• _TASK BRIEF_
Repeat the material below word for word and leave out all pictures.

• _RECORDED INFORMATION_
================================

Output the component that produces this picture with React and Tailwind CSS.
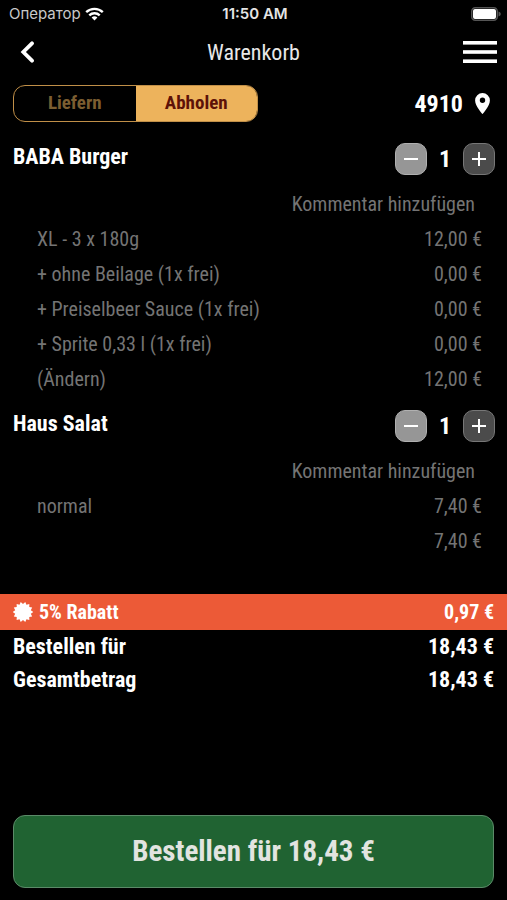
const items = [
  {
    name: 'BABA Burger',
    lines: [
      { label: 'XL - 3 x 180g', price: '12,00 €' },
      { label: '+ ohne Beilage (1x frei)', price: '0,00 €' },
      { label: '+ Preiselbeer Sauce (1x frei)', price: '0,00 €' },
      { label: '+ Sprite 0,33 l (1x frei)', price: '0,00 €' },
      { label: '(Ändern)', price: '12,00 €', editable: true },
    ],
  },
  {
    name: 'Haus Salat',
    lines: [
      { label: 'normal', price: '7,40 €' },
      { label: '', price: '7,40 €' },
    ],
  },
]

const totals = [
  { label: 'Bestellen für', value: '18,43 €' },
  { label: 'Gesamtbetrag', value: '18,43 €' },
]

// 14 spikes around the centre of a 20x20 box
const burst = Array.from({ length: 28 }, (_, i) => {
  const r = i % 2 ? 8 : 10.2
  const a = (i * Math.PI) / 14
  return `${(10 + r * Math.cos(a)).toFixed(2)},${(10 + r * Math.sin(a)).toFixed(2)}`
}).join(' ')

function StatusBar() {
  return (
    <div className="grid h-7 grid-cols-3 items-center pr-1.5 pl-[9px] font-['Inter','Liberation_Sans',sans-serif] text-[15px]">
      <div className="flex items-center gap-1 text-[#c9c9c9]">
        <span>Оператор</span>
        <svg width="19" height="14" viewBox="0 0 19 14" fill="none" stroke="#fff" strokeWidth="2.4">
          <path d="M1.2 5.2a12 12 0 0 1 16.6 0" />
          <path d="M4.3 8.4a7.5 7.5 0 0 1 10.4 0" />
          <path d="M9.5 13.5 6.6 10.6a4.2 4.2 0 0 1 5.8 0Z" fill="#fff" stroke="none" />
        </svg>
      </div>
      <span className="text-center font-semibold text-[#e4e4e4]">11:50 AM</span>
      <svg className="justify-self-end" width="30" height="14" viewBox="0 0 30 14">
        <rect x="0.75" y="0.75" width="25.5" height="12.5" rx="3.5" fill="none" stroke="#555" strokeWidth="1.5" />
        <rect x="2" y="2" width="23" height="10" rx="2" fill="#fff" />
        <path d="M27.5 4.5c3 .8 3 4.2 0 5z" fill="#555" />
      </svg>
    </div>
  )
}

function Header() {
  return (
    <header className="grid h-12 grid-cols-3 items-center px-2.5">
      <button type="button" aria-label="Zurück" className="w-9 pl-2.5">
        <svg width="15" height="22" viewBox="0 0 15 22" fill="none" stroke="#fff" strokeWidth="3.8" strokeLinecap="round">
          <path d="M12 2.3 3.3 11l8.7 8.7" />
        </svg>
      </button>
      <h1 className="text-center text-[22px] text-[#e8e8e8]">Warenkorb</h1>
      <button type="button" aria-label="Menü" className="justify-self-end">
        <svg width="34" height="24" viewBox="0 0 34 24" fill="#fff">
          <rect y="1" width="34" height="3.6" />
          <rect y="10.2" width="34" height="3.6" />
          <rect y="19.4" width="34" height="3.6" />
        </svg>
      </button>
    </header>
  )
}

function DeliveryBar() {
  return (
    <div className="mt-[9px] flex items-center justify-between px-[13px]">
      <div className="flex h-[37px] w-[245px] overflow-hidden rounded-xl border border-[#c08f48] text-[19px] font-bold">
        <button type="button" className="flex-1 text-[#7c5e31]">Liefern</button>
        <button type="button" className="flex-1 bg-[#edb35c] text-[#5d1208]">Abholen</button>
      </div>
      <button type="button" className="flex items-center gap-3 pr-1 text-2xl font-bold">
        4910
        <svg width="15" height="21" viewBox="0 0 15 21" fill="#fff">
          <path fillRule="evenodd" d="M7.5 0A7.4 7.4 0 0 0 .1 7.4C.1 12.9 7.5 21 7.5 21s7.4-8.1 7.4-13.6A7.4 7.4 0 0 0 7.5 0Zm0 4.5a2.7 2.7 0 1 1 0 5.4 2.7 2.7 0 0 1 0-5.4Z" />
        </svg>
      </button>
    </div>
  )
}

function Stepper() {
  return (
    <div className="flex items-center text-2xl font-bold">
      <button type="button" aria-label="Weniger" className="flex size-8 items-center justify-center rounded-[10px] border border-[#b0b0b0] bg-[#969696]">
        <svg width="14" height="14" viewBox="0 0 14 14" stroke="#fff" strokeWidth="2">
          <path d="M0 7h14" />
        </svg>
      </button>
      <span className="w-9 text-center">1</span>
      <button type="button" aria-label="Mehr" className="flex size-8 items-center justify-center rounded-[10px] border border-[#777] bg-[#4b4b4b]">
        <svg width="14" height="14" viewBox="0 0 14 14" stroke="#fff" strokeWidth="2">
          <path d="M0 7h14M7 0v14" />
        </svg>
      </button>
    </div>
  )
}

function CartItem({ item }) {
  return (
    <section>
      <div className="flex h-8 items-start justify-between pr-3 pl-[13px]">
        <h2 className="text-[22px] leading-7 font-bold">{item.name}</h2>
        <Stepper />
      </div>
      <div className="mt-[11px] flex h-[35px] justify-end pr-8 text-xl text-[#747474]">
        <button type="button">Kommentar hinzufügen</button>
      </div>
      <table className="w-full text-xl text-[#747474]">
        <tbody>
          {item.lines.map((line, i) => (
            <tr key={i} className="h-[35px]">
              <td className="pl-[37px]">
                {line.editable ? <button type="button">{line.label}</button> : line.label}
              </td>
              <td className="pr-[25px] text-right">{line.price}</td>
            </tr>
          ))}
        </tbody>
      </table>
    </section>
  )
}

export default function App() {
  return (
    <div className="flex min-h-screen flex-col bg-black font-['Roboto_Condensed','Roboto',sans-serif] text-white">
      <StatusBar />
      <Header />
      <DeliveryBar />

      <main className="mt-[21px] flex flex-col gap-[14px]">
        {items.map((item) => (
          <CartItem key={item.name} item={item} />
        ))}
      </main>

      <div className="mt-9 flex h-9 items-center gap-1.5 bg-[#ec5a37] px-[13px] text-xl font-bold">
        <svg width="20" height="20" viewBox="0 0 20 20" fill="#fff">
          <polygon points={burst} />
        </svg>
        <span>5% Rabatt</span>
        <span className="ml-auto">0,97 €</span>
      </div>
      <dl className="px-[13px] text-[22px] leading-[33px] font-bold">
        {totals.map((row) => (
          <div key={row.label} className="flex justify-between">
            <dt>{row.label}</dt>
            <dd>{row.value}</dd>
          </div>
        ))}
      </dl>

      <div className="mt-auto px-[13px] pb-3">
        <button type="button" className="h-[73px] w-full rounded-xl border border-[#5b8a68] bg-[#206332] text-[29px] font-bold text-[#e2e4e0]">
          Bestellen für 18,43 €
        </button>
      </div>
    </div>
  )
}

================================

• _SOLUTION TO THE PROBLEM_
Output the component that produces this picture with React and Tailwind CSS.
const items = [
  {
    name: 'BABA Burger',
    lines: [
      { label: 'XL - 3 x 180g', price: '12,00 €' },
      { label: '+ ohne Beilage (1x frei)', price: '0,00 €' },
      { label: '+ Preiselbeer Sauce (1x frei)', price: '0,00 €' },
      { label: '+ Sprite 0,33 l (1x frei)', price: '0,00 €' },
      { label: '(Ändern)', price: '12,00 €', editable: true },
    ],
  },
  {
    name: 'Haus Salat',
    lines: [
      { label: 'normal', price: '7,40 €' },
      { label: '', price: '7,40 €' },
    ],
  },
]

const totals = [
  { label: 'Bestellen für', value: '18,43 €' },
  { label: 'Gesamtbetrag', value: '18,43 €' },
]

// 14 spikes around the centre of a 20x20 box
const burst = Array.from({ length: 28 }, (_, i) => {
  const r = i % 2 ? 8 : 10.2
  const a = (i * Math.PI) / 14
  return `${(10 + r * Math.cos(a)).toFixed(2)},${(10 + r * Math.sin(a)).toFixed(2)}`
}).join(' ')

function StatusBar() {
  return (
    <div className="grid h-7 grid-cols-3 items-center pr-1.5 pl-[9px] font-['Inter','Liberation_Sans',sans-serif] text-[15px]">
      <div className="flex items-center gap-1 text-[#c9c9c9]">
        <span>Оператор</span>
        <svg width="19" height="14" viewBox="0 0 19 14" fill="none" stroke="#fff" strokeWidth="2.4">
          <path d="M1.2 5.2a12 12 0 0 1 16.6 0" />
          <path d="M4.3 8.4a7.5 7.5 0 0 1 10.4 0" />
          <path d="M9.5 13.5 6.6 10.6a4.2 4.2 0 0 1 5.8 0Z" fill="#fff" stroke="none" />
        </svg>
      </div>
      <span className="text-center font-semibold text-[#e4e4e4]">11:50 AM</span>
      <svg className="justify-self-end" width="30" height="14" viewBox="0 0 30 14">
        <rect x="0.75" y="0.75" width="25.5" height="12.5" rx="3.5" fill="none" stroke="#555" strokeWidth="1.5" />
        <rect x="2" y="2" width="23" height="10" rx="2" fill="#fff" />
        <path d="M27.5 4.5c3 .8 3 4.2 0 5z" fill="#555" />
      </svg>
    </div>
  )
}

function Header() {
  return (
    <header className="grid h-12 grid-cols-3 items-center px-2.5">
      <button type="button" aria-label="Zurück" className="w-9 pl-2.5">
        <svg width="15" height="22" viewBox="0 0 15 22" fill="none" stroke="#fff" strokeWidth="3.8" strokeLinecap="round">
          <path d="M12 2.3 3.3 11l8.7 8.7" />
        </svg>
      </button>
      <h1 className="text-center text-[22px] text-[#e8e8e8]">Warenkorb</h1>
      <button type="button" aria-label="Menü" className="justify-self-end">
        <svg width="34" height="24" viewBox="0 0 34 24" fill="#fff">
          <rect y="1" width="34" height="3.6" />
          <rect y="10.2" width="34" height="3.6" />
          <rect y="19.4" width="34" height="3.6" />
        </svg>
      </button>
    </header>
  )
}

function DeliveryBar() {
  return (
    <div className="mt-[9px] flex items-center justify-between px-[13px]">
      <div className="flex h-[37px] w-[245px] overflow-hidden rounded-xl border border-[#c08f48] text-[19px] font-bold">
        <button type="button" className="flex-1 text-[#7c5e31]">Liefern</button>
        <button type="button" className="flex-1 bg-[#edb35c] text-[#5d1208]">Abholen</button>
      </div>
      <button type="button" className="flex items-center gap-3 pr-1 text-2xl font-bold">
        4910
        <svg width="15" height="21" viewBox="0 0 15 21" fill="#fff">
          <path fillRule="evenodd" d="M7.5 0A7.4 7.4 0 0 0 .1 7.4C.1 12.9 7.5 21 7.5 21s7.4-8.1 7.4-13.6A7.4 7.4 0 0 0 7.5 0Zm0 4.5a2.7 2.7 0 1 1 0 5.4 2.7 2.7 0 0 1 0-5.4Z" />
        </svg>
      </button>
    </div>
  )
}

function Stepper() {
  return (
    <div className="flex items-center text-2xl font-bold">
      <button type="button" aria-label="Weniger" className="flex size-8 items-center justify-center rounded-[10px] border border-[#b0b0b0] bg-[#969696]">
        <svg width="14" height="14" viewBox="0 0 14 14" stroke="#fff" strokeWidth="2">
          <path d="M0 7h14" />
        </svg>
      </button>
      <span className="w-9 text-center">1</span>
      <button type="button" aria-label="Mehr" className="flex size-8 items-center justify-center rounded-[10px] border border-[#777] bg-[#4b4b4b]">
        <svg width="14" height="14" viewBox="0 0 14 14" stroke="#fff" strokeWidth="2">
          <path d="M0 7h14M7 0v14" />
        </svg>
      </button>
    </div>
  )
}

function CartItem({ item }) {
  return (
    <section>
      <div className="flex h-8 items-start justify-between pr-3 pl-[13px]">
        <h2 className="text-[22px] leading-7 font-bold">{item.name}</h2>
        <Stepper />
      </div>
      <div className="mt-[11px] flex h-[35px] justify-end pr-8 text-xl text-[#747474]">
        <button type="button">Kommentar hinzufügen</button>
      </div>
      <table className="w-full text-xl text-[#747474]">
        <tbody>
          {item.lines.map((line, i) => (
            <tr key={i} className="h-[35px]">
              <td className="pl-[37px]">
                {line.editable ? <button type="button">{line.label}</button> : line.label}
              </td>
              <td className="pr-[25px] text-right">{line.price}</td>
            </tr>
          ))}
        </tbody>
      </table>
    </section>
  )
}

export default function App() {
  return (
    <div className="flex min-h-screen flex-col bg-black font-['Roboto_Condensed','Roboto',sans-serif] text-white">
      <StatusBar />
      <Header />
      <DeliveryBar />

      <main className="mt-[21px] flex flex-col gap-[14px]">
        {items.map((item) => (
          <CartItem key={item.name} item={item} />
        ))}
      </main>

      <div className="mt-9 flex h-9 items-center gap-1.5 bg-[#ec5a37] px-[13px] text-xl font-bold">
        <svg width="20" height="20" viewBox="0 0 20 20" fill="#fff">
          <polygon points={burst} />
        </svg>
        <span>5% Rabatt</span>
        <span className="ml-auto">0,97 €</span>
      </div>
      <dl className="px-[13px] text-[22px] leading-[33px] font-bold">
        {totals.map((row) => (
          <div key={row.label} className="flex justify-between">
            <dt>{row.label}</dt>
            <dd>{row.value}</dd>
          </div>
        ))}
      </dl>

      <div className="mt-auto px-[13px] pb-3">
        <button type="button" className="h-[73px] w-full rounded-xl border border-[#5b8a68] bg-[#206332] text-[29px] font-bold text-[#e2e4e0]">
          Bestellen für 18,43 €
        </button>
      </div>
    </div>
  )
}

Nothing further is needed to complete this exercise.